More over improvements/perfection of test documentation are commonly addressed in different topics. Kaner in his 16 page large publication What is a good test case address only the issue of good and bad test case stating: “Test cases can be “good” in a variety of ways. No test case will be good in all of them.“ I believe that this is even more so talking about partly reusable documentation. Even in a single project I have both – very detailed test plans for new features and test plans with empty content for regression.
So my approach for test process improvement lies behind evaluating defect and run-logs according to testing business needs (opposed to business needs, such as defect business value evaluation). Although it is so simple the results achieved in a project where I implemented this and monitored improvements for several years outlined continuous improvement. The improvement took so much because it required both testers and whole developers to change attitude and even culture. I could publish the measures I collected if there is an extended interest, but I myself approach skeptic to the local collected measurements published: there are lies, big lies and statistics…

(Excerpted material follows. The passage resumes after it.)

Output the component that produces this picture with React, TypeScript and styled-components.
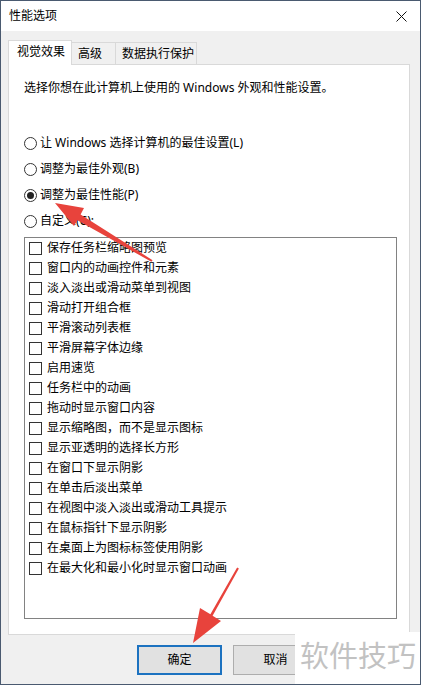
import React from 'react';
import styled, { createGlobalStyle } from 'styled-components';

const radioOptions = [
  { label: '让 Windows 选择计算机的最佳设置(L)', checked: false },
  { label: '调整为最佳外观(B)', checked: false },
  { label: '调整为最佳性能(P)', checked: true },
  { label: '自定义(C):', checked: false },
];

const effects = [
  '保存任务栏缩略图预览',
  '窗口内的动画控件和元素',
  '淡入淡出或滑动菜单到视图',
  '滑动打开组合框',
  '平滑滚动列表框',
  '平滑屏幕字体边缘',
  '启用速览',
  '任务栏中的动画',
  '拖动时显示窗口内容',
  '显示缩略图，而不是显示图标',
  '显示亚透明的选择长方形',
  '在窗口下显示阴影',
  '在单击后淡出菜单',
  '在视图中淡入淡出或滑动工具提示',
  '在鼠标指针下显示阴影',
  '在桌面上为图标标签使用阴影',
  '在最大化和最小化时显示窗口动画',
];

const App = () => {
  return (
    <>
      <GlobalStyle />
      <Window>
        <TitleBar>
          <Title>性能选项</Title>
          <CloseButton aria-label="关闭">
            <svg width="11" height="11" viewBox="0 0 11 11">
              <path d="M0.5 0.5 L10.5 10.5 M10.5 0.5 L0.5 10.5" stroke="#111" strokeWidth="1" fill="none" />
            </svg>
          </CloseButton>
        </TitleBar>

        <Body>
          <TabStrip>
            <Tab $active $width={64}>视觉效果</Tab>
            <Tab $width={45}>高级</Tab>
            <Tab $width={82}>数据执行保护</Tab>
          </TabStrip>

          <Panel>
            <Intro>选择你想在此计算机上使用的 Windows 外观和性能设置。</Intro>

            <RadioGroup>
              {radioOptions.map((option) => (
                <RadioRow key={option.label}>
                  <RadioCircle $checked={option.checked} />
                  <span>{option.label}</span>
                </RadioRow>
              ))}
            </RadioGroup>

            <ListBox>
              {effects.map((effect) => (
                <CheckRow key={effect}>
                  <CheckBox />
                  <span>{effect}</span>
                </CheckRow>
              ))}
            </ListBox>
          </Panel>

          <ButtonRow>
            <Button $primary>确定</Button>
            <Button>取消</Button>
          </ButtonRow>
        </Body>

        <Annotations width="421" height="685" viewBox="0 0 421 685">
          <polygon
            points="55,203 84,208 80.6,214.6 152.6,260.2 151.4,261.8 77.4,220.2 74,226"
            fill="#e8433c"
          />
          <polygon
            points="193,643 200,608 210.4,614.2 237.1,567.5 238.9,568.5 212.6,615.8 221,621"
            fill="#e8433c"
          />
        </Annotations>

        <Watermark>软件技巧</Watermark>
      </Window>
    </>
  );
};

const GlobalStyle = createGlobalStyle`
  html, body {
    margin: 0;
    padding: 0;
    width: 421px;
    height: 685px;
    overflow: hidden;
    background: #ffffff;
  }

  * {
    box-sizing: border-box;
  }

  body {
    font-family: 'Noto Sans', 'Noto Sans CJK SC', sans-serif;
    font-size: 12px;
    color: #111;
  }
`;

const Window = styled.div`
  position: relative;
  display: flex;
  flex-direction: column;
  width: 421px;
  height: 685px;
  border: 1px solid #4a5a70;
  background: #f0f0f0;
  overflow: hidden;
`;

const TitleBar = styled.div`
  display: flex;
  align-items: center;
  justify-content: space-between;
  height: 30px;
  padding-left: 8px;
  background: #ffffff;
`;

const Title = styled.span`
  font-size: 12px;
  line-height: 16px;
  color: #000;
`;

const CloseButton = styled.div`
  display: flex;
  align-items: center;
  justify-content: center;
  width: 30px;
  height: 30px;
  margin-right: 4px;
`;

const Body = styled.div`
  display: flex;
  flex-direction: column;
  flex: 1;
  padding: 9px 10px 9px 7px;
`;

const TabStrip = styled.div`
  position: relative;
  z-index: 1;
  display: flex;
  align-items: flex-end;
  height: 25px;
  margin-bottom: -1px;
`;

const Tab = styled.div<{ $active?: boolean; $width: number }>`
  display: flex;
  align-items: center;
  width: ${(p) => p.$width}px;
  height: ${(p) => (p.$active ? '25px' : '22px')};
  margin-bottom: ${(p) => (p.$active ? '0' : '1px')};
  margin-left: ${(p) => (p.$active ? '0' : '-1px')};
  padding-left: ${(p) => (p.$active ? '8px' : '6px')};
  padding-bottom: ${(p) => (p.$active ? '2px' : '0')};
  border: 1px solid #d9d9d9;
  border-bottom: none;
  background: ${(p) => (p.$active ? '#ffffff' : '#f0f0f0')};
  line-height: 16px;
  color: #000;

  &:first-child {
    margin-left: 0;
  }
`;

const Panel = styled.div`
  display: flex;
  flex-direction: column;
  height: 571px;
  padding: 15px 0 0 15px;
  border: 1px solid #d9d9d9;
  background: #ffffff;
`;

const Intro = styled.div`
  line-height: 16px;
  color: #000;
`;

const RadioGroup = styled.div`
  display: flex;
  flex-direction: column;
  margin-top: 34px;
`;

const RadioRow = styled.div`
  display: flex;
  align-items: center;
  gap: 3px;
  height: 26px;
  line-height: 16px;
  color: #000;
`;

const RadioCircle = styled.span<{ $checked: boolean }>`
  position: relative;
  width: 13px;
  height: 13px;
  border: 1px solid #333;
  border-radius: 50%;
  background: #fff;

  &::after {
    content: '';
    display: ${(p) => (p.$checked ? 'block' : 'none')};
    position: absolute;
    left: 2px;
    top: 2px;
    width: 7px;
    height: 7px;
    border-radius: 50%;
    background: #222;
  }
`;

const ListBox = styled.div`
  display: flex;
  flex-direction: column;
  width: 373px;
  height: 382px;
  margin-top: 3px;
  padding-left: 4px;
  border: 1px solid #828282;
  background: #ffffff;
`;

const CheckRow = styled.div`
  display: flex;
  align-items: center;
  gap: 5px;
  height: 20px;
  line-height: 16px;
  color: #000;
`;

const CheckBox = styled.span`
  width: 13px;
  height: 13px;
  border: 1px solid #333;
  background: #fff;
`;

const ButtonRow = styled.div`
  display: flex;
  gap: 11px;
  margin-top: 10px;
  padding-left: 129px;
`;

const Button = styled.div<{ $primary?: boolean }>`
  display: flex;
  align-items: center;
  justify-content: center;
  width: 85px;
  height: 30px;
  border: ${(p) => (p.$primary ? '2px solid #1c72c0' : '1px solid #adadad')};
  background: #e1e1e1;
  line-height: 16px;
  color: #000;
`;

const Annotations = styled.svg`
  position: absolute;
  left: -1px;
  top: -1px;
  pointer-events: none;
`;

const Watermark = styled.div`
  position: absolute;
  right: -1px;
  bottom: -1px;
  width: 126px;
  height: 53px;
  padding: 6px 0 0 5px;
  background: #ffffff;
  font-family: 'Noto Sans CJK SC', sans-serif;
  font-size: 29px;
  line-height: 32px;
  color: #c2c2c2;
  white-space: nowrap;
`;

export default App;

Implementation path: a simple one
Firs of all I chose IEEE standard as one of the most popular and at the same time most detailed describing requirements against items that I’m addressing. My suggestions don't go outside of this standard.
Secondly the only requirements for implementation is existing system for defect tracking with severity to be valudated and test system that allow recoding execution status with pass/fail flag.
There hardest work as I mentioned above lies behind change of culture/attitude. It includes both - testers and developers.